### [The problem]
State how many lines hold the string "index". Give the number and nothing else.

Saved entries:
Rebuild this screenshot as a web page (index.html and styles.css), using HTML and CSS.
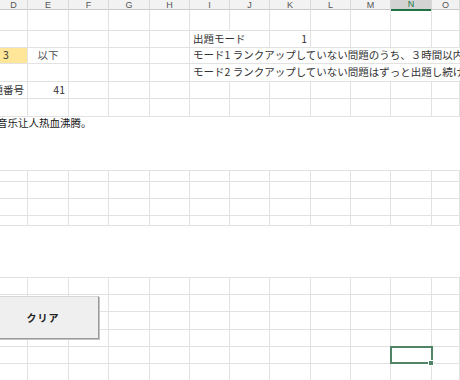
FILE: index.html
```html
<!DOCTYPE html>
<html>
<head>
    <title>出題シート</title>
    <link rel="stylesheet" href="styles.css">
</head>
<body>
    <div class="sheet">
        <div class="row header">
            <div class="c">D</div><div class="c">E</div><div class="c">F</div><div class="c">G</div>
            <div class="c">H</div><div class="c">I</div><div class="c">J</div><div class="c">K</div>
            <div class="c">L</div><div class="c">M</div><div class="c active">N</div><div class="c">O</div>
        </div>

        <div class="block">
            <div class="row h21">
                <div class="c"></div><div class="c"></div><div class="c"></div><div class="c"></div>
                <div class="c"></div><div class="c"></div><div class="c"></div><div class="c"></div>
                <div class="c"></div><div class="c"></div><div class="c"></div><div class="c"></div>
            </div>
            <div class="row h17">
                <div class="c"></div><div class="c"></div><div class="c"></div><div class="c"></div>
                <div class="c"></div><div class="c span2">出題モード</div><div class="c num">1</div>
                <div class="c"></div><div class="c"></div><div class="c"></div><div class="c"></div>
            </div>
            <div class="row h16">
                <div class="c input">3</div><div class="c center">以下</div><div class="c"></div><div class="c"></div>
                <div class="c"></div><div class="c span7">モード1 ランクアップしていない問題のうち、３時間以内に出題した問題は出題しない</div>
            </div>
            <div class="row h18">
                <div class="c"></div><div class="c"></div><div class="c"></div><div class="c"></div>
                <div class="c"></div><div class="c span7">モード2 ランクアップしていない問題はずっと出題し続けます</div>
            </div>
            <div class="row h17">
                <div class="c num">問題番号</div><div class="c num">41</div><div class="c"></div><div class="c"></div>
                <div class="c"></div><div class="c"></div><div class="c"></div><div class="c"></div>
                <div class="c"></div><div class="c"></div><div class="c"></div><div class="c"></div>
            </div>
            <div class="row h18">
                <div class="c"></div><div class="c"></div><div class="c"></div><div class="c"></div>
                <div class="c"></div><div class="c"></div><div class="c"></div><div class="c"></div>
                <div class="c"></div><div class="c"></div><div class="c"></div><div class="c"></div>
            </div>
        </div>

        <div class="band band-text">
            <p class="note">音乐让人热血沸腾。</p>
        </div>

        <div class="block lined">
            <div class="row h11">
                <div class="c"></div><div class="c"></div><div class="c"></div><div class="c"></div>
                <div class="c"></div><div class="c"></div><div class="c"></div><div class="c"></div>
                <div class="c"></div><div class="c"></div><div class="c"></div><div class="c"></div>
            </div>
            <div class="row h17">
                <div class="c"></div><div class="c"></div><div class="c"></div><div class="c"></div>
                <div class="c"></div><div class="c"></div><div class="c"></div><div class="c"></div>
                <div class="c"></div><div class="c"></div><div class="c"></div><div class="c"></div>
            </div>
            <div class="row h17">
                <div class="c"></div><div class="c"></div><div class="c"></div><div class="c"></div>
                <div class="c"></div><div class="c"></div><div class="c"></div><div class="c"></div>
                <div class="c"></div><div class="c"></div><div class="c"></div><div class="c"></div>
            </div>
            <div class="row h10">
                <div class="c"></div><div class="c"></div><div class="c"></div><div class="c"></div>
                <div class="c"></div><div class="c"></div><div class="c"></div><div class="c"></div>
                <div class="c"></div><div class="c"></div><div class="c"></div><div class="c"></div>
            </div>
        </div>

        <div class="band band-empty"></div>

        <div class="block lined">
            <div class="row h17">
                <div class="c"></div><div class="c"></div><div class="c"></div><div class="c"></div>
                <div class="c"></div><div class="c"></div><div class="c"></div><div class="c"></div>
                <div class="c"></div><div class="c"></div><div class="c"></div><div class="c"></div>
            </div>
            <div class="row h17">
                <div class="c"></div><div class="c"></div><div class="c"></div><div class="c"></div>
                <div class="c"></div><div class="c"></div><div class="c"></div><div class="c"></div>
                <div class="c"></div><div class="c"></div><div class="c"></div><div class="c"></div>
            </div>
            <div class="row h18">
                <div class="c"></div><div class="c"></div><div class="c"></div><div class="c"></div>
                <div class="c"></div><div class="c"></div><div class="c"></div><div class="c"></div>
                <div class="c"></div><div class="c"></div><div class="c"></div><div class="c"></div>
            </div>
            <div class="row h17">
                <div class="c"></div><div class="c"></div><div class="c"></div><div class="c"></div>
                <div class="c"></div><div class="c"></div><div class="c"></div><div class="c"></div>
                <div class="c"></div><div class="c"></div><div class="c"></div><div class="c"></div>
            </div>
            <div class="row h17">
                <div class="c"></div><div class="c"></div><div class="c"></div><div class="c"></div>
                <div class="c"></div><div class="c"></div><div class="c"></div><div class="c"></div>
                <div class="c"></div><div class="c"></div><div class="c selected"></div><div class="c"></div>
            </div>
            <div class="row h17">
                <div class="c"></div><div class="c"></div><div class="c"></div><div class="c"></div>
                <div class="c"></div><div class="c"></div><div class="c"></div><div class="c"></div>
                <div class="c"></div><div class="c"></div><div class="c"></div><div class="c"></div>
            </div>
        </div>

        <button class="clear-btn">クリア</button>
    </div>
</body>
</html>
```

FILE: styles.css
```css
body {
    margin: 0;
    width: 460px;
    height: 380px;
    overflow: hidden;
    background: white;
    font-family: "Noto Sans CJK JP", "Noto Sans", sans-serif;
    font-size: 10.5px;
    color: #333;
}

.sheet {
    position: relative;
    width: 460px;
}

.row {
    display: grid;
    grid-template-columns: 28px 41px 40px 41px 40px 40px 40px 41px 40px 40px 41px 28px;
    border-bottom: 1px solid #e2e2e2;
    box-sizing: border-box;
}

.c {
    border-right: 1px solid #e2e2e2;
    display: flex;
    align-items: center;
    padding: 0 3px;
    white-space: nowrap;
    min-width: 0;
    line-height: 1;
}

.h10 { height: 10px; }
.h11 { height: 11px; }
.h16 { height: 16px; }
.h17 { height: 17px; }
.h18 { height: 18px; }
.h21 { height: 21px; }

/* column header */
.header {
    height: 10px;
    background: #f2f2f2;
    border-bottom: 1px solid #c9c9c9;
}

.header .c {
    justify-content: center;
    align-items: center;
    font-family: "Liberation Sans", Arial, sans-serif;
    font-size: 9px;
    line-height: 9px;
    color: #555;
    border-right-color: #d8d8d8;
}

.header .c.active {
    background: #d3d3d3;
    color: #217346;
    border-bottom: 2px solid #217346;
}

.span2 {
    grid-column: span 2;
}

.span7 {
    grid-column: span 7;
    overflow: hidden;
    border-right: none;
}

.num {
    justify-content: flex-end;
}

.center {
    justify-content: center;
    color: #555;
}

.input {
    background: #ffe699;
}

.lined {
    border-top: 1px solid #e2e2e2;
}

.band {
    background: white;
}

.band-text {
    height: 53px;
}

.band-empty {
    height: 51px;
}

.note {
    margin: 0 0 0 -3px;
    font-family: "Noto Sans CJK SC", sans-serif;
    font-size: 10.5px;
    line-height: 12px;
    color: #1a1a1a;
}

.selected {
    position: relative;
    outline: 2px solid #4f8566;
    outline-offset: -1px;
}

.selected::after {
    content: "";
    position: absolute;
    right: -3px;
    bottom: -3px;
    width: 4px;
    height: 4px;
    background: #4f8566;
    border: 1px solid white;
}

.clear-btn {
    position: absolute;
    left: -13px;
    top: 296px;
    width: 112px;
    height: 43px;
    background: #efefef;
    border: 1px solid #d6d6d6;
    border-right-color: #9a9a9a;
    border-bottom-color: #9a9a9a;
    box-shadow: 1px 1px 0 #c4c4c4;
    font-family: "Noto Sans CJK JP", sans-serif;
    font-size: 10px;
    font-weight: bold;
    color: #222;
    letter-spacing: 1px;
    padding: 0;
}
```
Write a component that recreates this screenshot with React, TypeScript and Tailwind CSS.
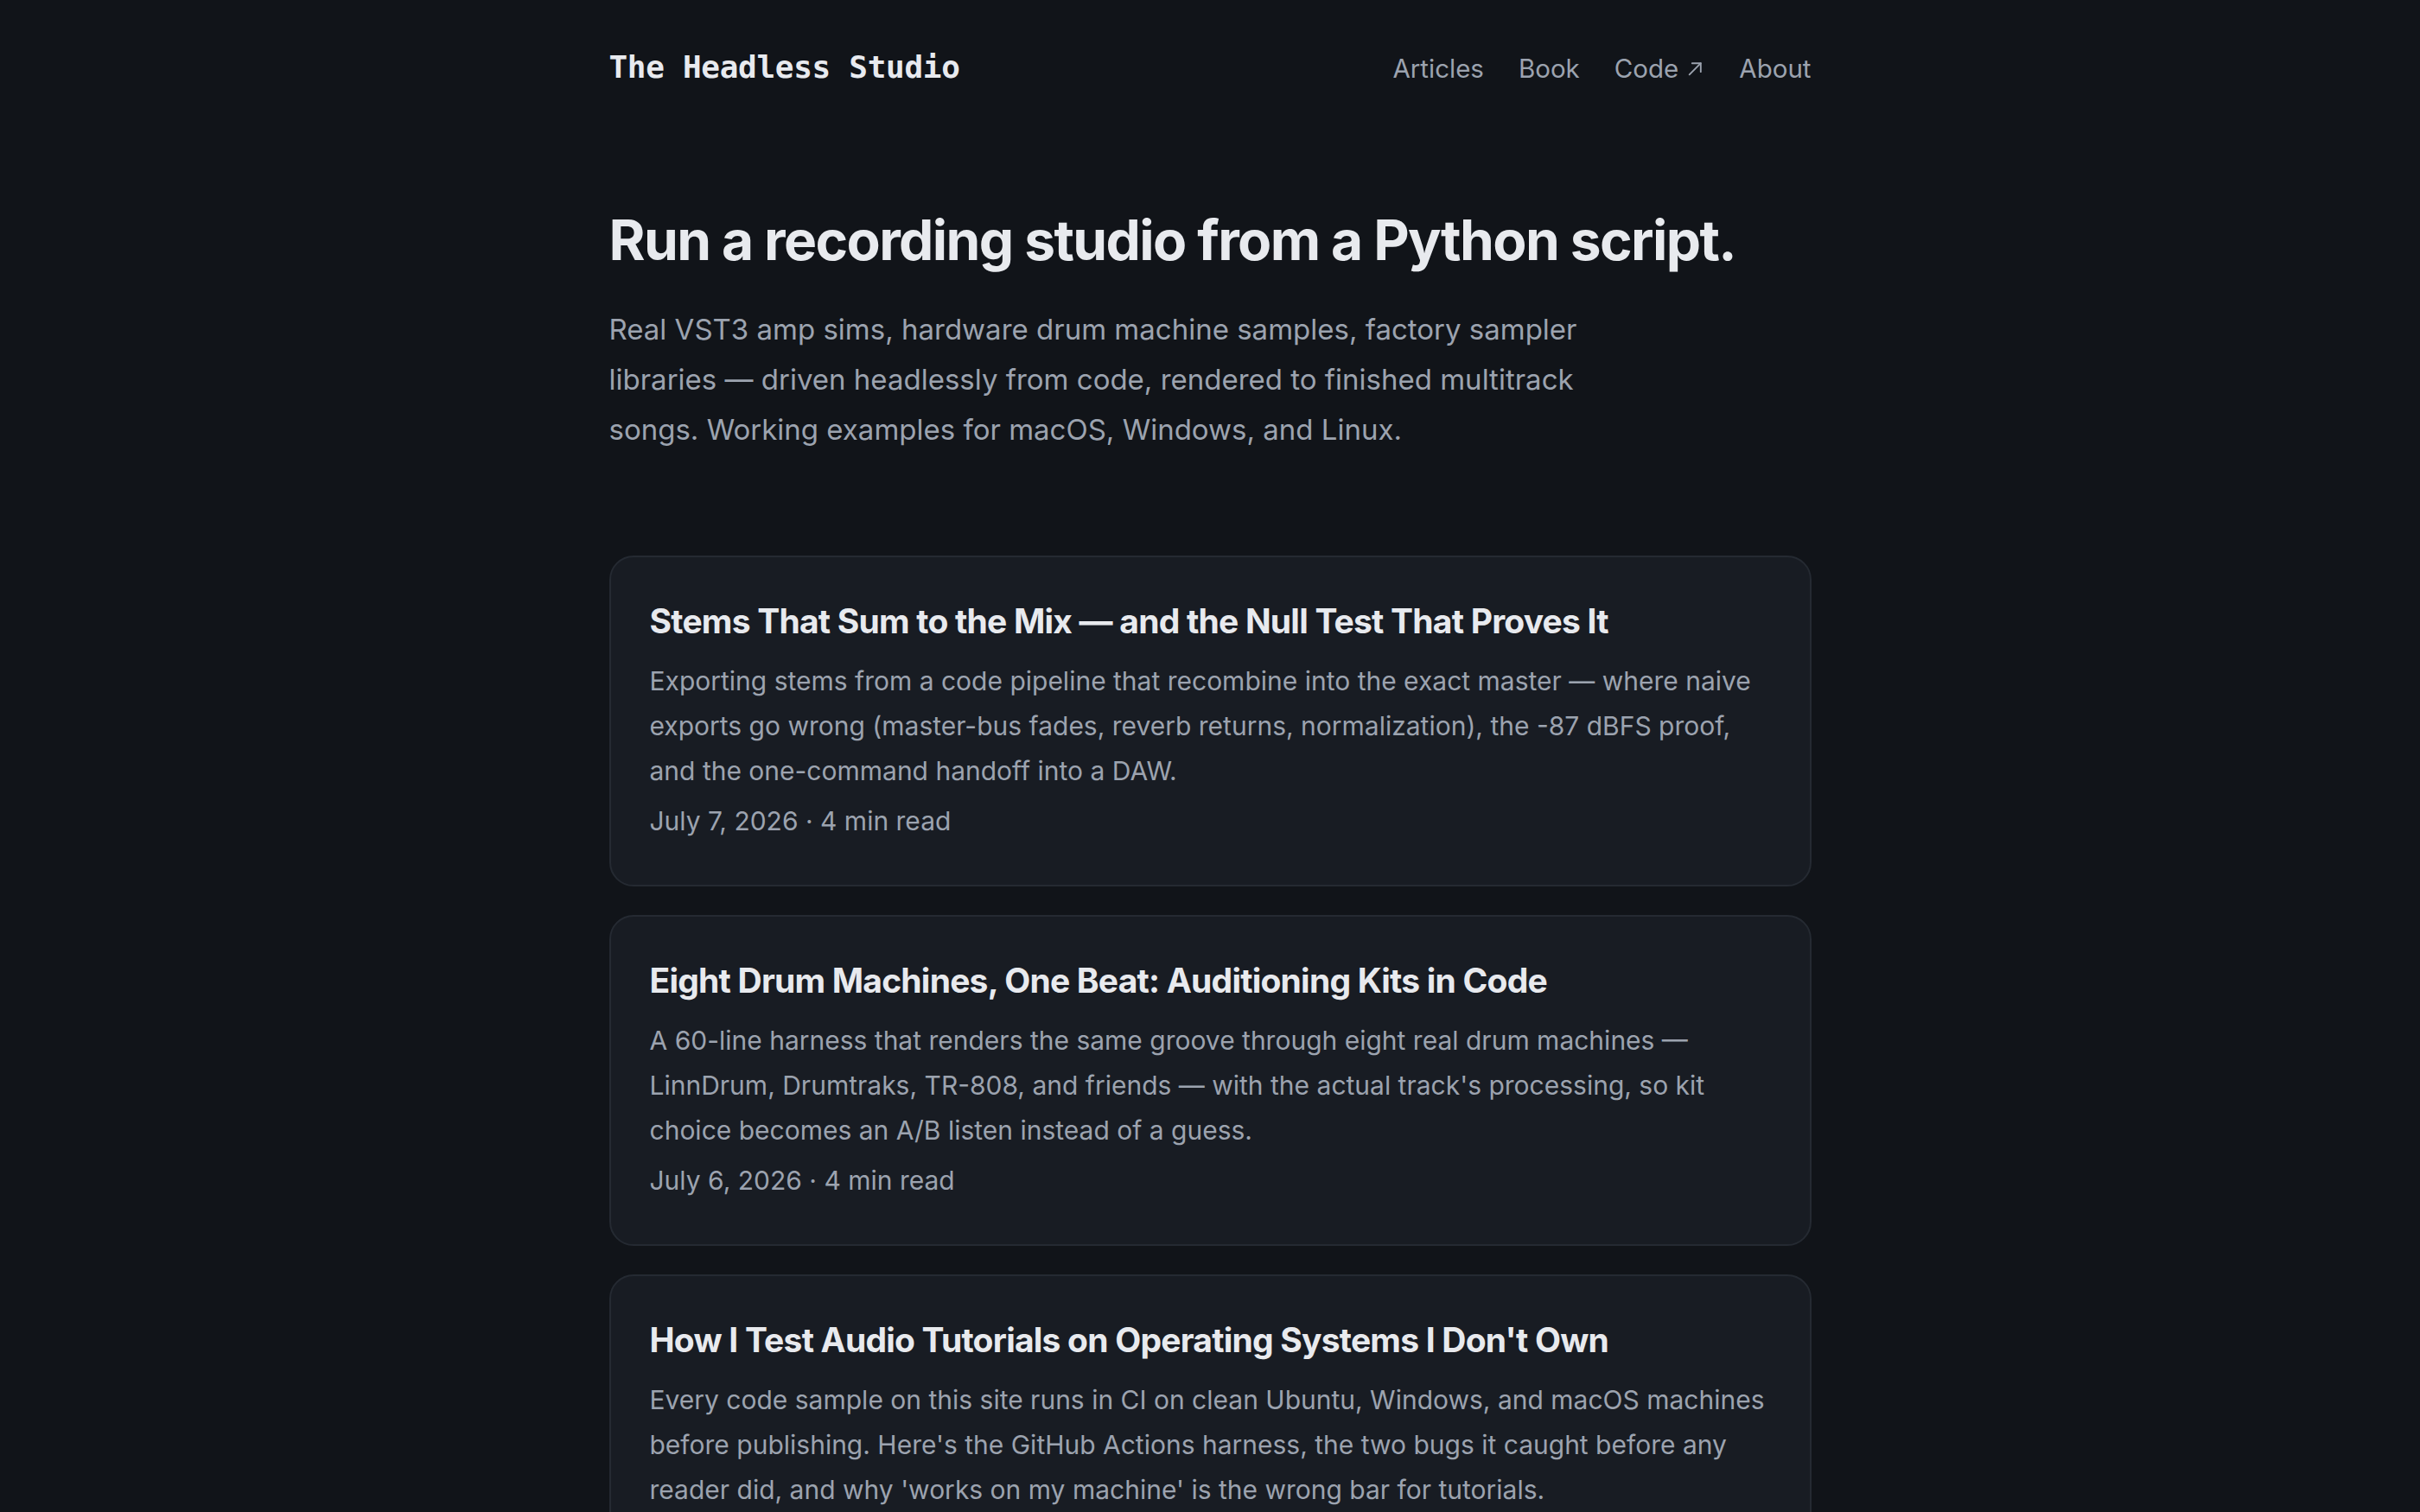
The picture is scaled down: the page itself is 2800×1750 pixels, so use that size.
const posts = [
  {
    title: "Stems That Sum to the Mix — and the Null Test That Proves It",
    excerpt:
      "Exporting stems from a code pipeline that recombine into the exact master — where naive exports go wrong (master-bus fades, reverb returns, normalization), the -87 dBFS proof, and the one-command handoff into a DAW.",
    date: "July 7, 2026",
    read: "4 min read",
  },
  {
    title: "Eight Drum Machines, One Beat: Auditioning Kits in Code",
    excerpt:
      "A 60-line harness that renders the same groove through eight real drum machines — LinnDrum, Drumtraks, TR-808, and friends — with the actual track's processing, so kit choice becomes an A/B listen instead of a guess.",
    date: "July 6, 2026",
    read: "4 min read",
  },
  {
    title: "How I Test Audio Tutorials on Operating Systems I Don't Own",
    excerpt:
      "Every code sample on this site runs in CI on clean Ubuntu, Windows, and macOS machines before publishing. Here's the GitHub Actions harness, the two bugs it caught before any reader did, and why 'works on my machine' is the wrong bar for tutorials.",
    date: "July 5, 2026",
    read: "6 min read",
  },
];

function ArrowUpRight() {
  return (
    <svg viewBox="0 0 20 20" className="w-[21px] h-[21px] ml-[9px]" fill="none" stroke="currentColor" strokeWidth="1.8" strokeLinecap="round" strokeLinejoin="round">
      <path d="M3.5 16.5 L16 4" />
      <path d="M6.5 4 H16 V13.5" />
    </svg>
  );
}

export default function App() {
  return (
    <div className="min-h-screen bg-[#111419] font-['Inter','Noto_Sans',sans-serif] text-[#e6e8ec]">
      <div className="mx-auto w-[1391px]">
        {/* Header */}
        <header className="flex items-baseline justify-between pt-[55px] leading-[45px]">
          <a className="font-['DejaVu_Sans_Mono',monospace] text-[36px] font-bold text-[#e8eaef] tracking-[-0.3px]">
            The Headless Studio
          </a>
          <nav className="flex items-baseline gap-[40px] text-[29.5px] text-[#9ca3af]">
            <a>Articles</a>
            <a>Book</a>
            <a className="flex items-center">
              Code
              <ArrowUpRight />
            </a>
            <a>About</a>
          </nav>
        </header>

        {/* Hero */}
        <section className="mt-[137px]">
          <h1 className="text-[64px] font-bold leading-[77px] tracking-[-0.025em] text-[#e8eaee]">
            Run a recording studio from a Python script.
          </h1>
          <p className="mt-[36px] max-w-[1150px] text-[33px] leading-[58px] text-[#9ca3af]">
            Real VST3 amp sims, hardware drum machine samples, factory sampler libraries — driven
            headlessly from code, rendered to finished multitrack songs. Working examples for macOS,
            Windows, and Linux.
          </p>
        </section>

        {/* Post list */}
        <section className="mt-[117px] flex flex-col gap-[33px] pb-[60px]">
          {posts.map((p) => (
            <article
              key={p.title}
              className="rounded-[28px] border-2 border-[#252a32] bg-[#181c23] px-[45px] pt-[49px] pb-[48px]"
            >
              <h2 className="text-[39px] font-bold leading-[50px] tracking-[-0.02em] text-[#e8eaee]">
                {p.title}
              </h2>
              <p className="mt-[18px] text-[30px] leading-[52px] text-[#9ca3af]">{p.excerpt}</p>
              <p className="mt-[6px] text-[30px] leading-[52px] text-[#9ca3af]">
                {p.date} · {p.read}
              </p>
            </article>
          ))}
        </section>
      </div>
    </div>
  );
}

### [Response]
2